Dream Syndicate was one of my emotionally favorite bands from that time. We chose that song because it's fun to play and has a hooky bass line that starts things off. You hear that and you know exactly where you're going.

Can you give me an update on another one of your projects, Action Skulls?

We wrote and recorded two new songs and are putting the finishing touches on them. One is a beautiful, acoustic ballad where the only other instrument is a mandolin that I recorded through a distortion pedal and amplifier. It’s got this completely incongruous moment in the song and then it goes away. We’re very excited about them.

This year marks the 30th anniversary of the Bangles’ album, Everything. What thoughts come to mind when you look back to that record?

We were in a really good place when we went into the studio. By that point, we’d come off years of touring and playing non-stop. It was a maturing project in a lot of ways. 

One of the songs from that album, “Make a Play For Her Now” was one you wrote with Vinnie Vincent. How did the two of you meet?

He was one of the big collaborators at the time and I happened to run into him at one of those Hollywood rock and roll clubs at two in the morning. We started talking and it was one of those “we should write a song together” moments. Usually those things never happen, but for some reason I actually went to his place. The thing that made me realize it was going to work was when I went through his record collection. Here's this guy who was in hard rock and metal bands but had a really good collection of pop vinyl, like The Mamas & the Papas and The Cowsills. We wrote that song to be played on a 12-string and I think we ended up recording three of them on it.

What excites you the most about this new album with the Paisley Underground?
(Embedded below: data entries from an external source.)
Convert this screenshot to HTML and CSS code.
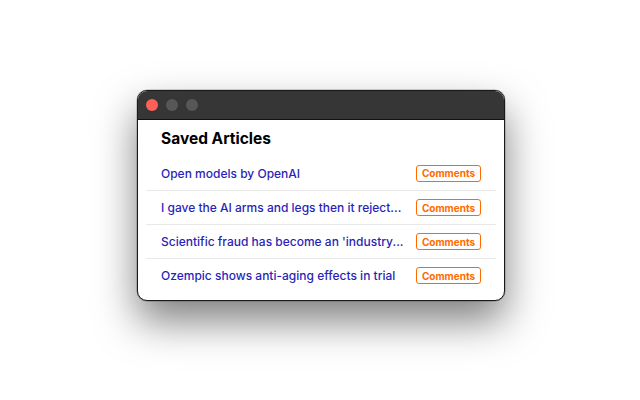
FILE: index.html
```html
<!DOCTYPE html>
<html>
<head>
<meta charset="utf-8">
<link rel="stylesheet" href="styles.css">
</head>
<body>
<div class="stage">
  <div class="window">
    <div class="titlebar">
      <span class="light red"></span>
      <span class="light grey"></span>
      <span class="light grey"></span>
    </div>
    <div class="content">
      <h1 class="heading">Saved Articles</h1>
      <ul class="list">
        <li class="row"><a class="title">Open models by OpenAI</a><span class="badge">Comments</span></li>
        <li class="row"><a class="title">I gave the AI arms and legs then it reject...</a><span class="badge">Comments</span></li>
        <li class="row"><a class="title">Scientific fraud has become an 'industry...</a><span class="badge">Comments</span></li>
        <li class="row"><a class="title">Ozempic shows anti-aging effects in trial</a><span class="badge">Comments</span></li>
      </ul>
    </div>
  </div>
</div>
</body>
</html>
```
FILE: styles.css
```css
* { box-sizing: border-box; }
html, body { margin: 0; padding: 0; background: #fff; }
body { font-family: Inter, "Noto Sans", sans-serif; }
.stage {
  width: 640px;
  height: 400px;
  padding: 90px 0 0 137px;
}
.window {
  width: 368px;
  height: 211px;
  border: 1px solid #1a1a1a;
  border-radius: 10px;
  background: #fff;
  overflow: hidden;
  box-shadow: 0 20px 40px rgba(0,0,0,0.5), 0 0 0 0.5px rgba(0,0,0,0.3);
  display: flex;
  flex-direction: column;
}
.titlebar {
  height: 29px;
  background: #363636;
  border-bottom: 1px solid #111;
  display: flex;
  align-items: center;
  gap: 8px;
  padding-left: 8px;
  flex: none;
}
.light {
  width: 12px;
  height: 12px;
  border-radius: 50%;
  background: #575757;
}
.light.red { background: #fe5f57; }
.content {
  padding: 0 8px;
}
.heading {
  margin: 0;
  height: 36px;
  padding: 10px 0 0 15px;
  font-size: 15.5px;
  font-weight: 700;
  color: #000;
  line-height: 18px;
}
.list {
  list-style: none;
  margin: 0;
  padding: 0;
}
.row {
  height: 34px;
  display: flex;
  align-items: center;
  justify-content: space-between;
  padding: 0 15px;
  border-top: 1px solid #e8e8e8;
}
.row:first-child { border-top: none; }
.title {
  color: #2a1fb8;
  font-size: 12px;
  font-weight: 500;
  white-space: nowrap;
}
.badge {
  flex: none;
  width: 65px;
  height: 17px;
  border: 1px solid #ff6a00;
  border-radius: 3px;
  color: #ff6a00;
  font-size: 10px;
  font-weight: 700;
  display: flex;
  align-items: center;
  justify-content: center;
}
```
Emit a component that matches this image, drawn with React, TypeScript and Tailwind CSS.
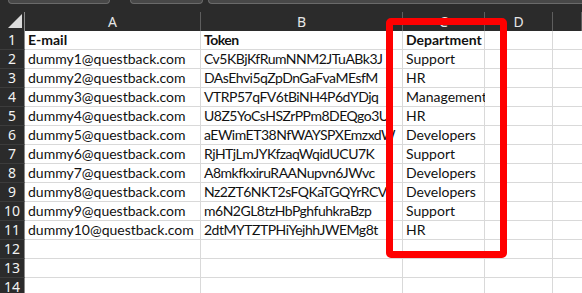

The thing that excites me about this new record is that it unites a lot of old friends from the past and relives the moment when our bands really “became.” It was a moment of genesis for all of us, especially the Bangs and Bangles. Whenever we play live these days we enjoy playing a lot of those old songs. It feels very real and is what excited us in the first place. And it’s just as exciting now to take a fresh look, play it again and know that it feels just as good.